So, your bank or credit union has a website. You have online banking. You have bill pay, account transfers and maybe even account alerts via text messaging. Congratulations. Here’s a cigar. Now, guess what? Big freaking deal.

If your financial institution offers some or even all of the above-mentioned services, you are not cutting edge. In a matter of a few short months or years, offering just what you read above may be considered woefully inadequate. The continued ascendancy of Internet-based banking will play a huge role in how consumers expect to access their money online.

A recent article from highlights the Internet bank start-up Simple. Take a moment to check out the Simple website. It certainly lives up to its name. The white space and clean, crisp design could teach a lot of bank and credit union websites a thing or two. But it’s not just the way the website looks. The real power of Simple and other Internet-based banks comes in what they offer consumers. Banks and credit unions would do well to learn from their example.

Simple offers a variety of consumer friendly and online oriented services. Simple customers can utilize an array of financial tracking and budgeting tools. Financial empowerment education is high on their list of things to offer. Their fee-free approach to banking will come as a pleasant surprise to many consumers overtaxed by typical financial institution fee structures. They go right to the heart of banks and credit unions that operate on the branch-centric philosophy, assuring customers they’ll never miss a branch with all the things they can do on their computers, tablets and smart phones.

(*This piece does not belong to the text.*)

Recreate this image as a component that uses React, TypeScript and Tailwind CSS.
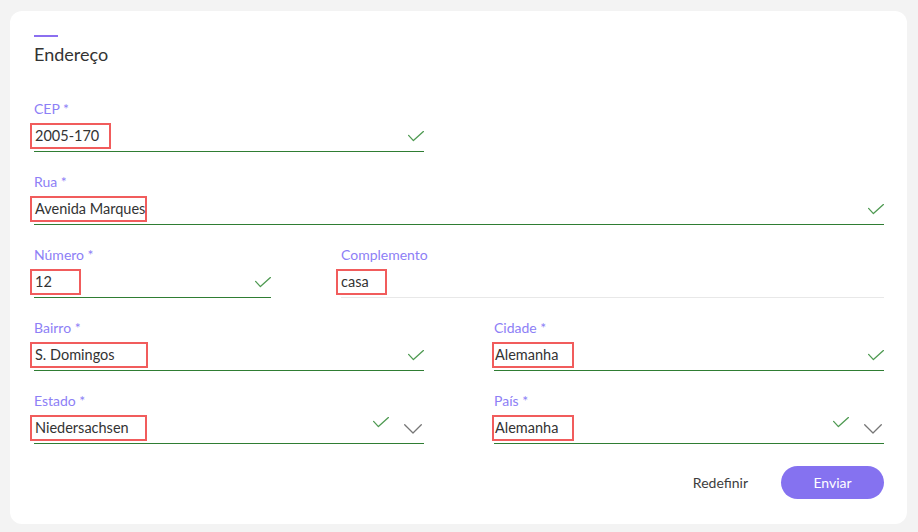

Simple and other online only banking platforms may well be the wave of future financial services. What can your bank or credit union do now to help keep pace with the changing nature of the beast? How can you anticipate member or customer needs and demands and better position your financial institution to fulfill them in the future?

1) Keep track of what’s going on in the world of online banking. You might assign a technology savvy staff member (or even create a small committee) to research the topic and report back to your executive team. Read websites, trade journals, social media posts and blogs. You could also set up a Google News alert for topics like “Internet banking” and “consumer online banking.”

2) Ask your members or customers what they expect. The best group to turn to for information about online financial services are the people that currently use you. I hate to break it to you, but there’s a real good chance some of them are already using Simple or other similar online banking options. Quiz them and use the information to better position your financial institution for change.

3) Mystery shop your online competitors. Better yet, open up a test account with them. No, this isn’t betraying your financial institution. Actually getting inside one of these online banks offers you an invaluable first-person perspective into how they do business and why your members or customers are tempted to leave you for them.

4) Buzz, buzz, buzz till people hear you. Ensure that online banking and other Internet-based convenience services are constantly on the minds of your executive team and board of directors. You may have to play the role of Chicken Little here a bit, but as an employee interested in the long-term viability of your financial institution, it’s a necessary job. Also, with the average age of many bank and credit union executive teams and board members rising, your thoughts and opinions concerning online banking offer much-needed generational diversity.

As one of the creators of Simple noted, “We are a startup operating in an industry where change is measured in decades.” Traditional adhesion to the old way of doing things could spell serious trouble for your financial institution. In other words, your bank or credit union could face extinction if it is unable to keep up with the change of pace brought about by Internet banking and online financial services. Start planning now to ensure that doesn’t happen.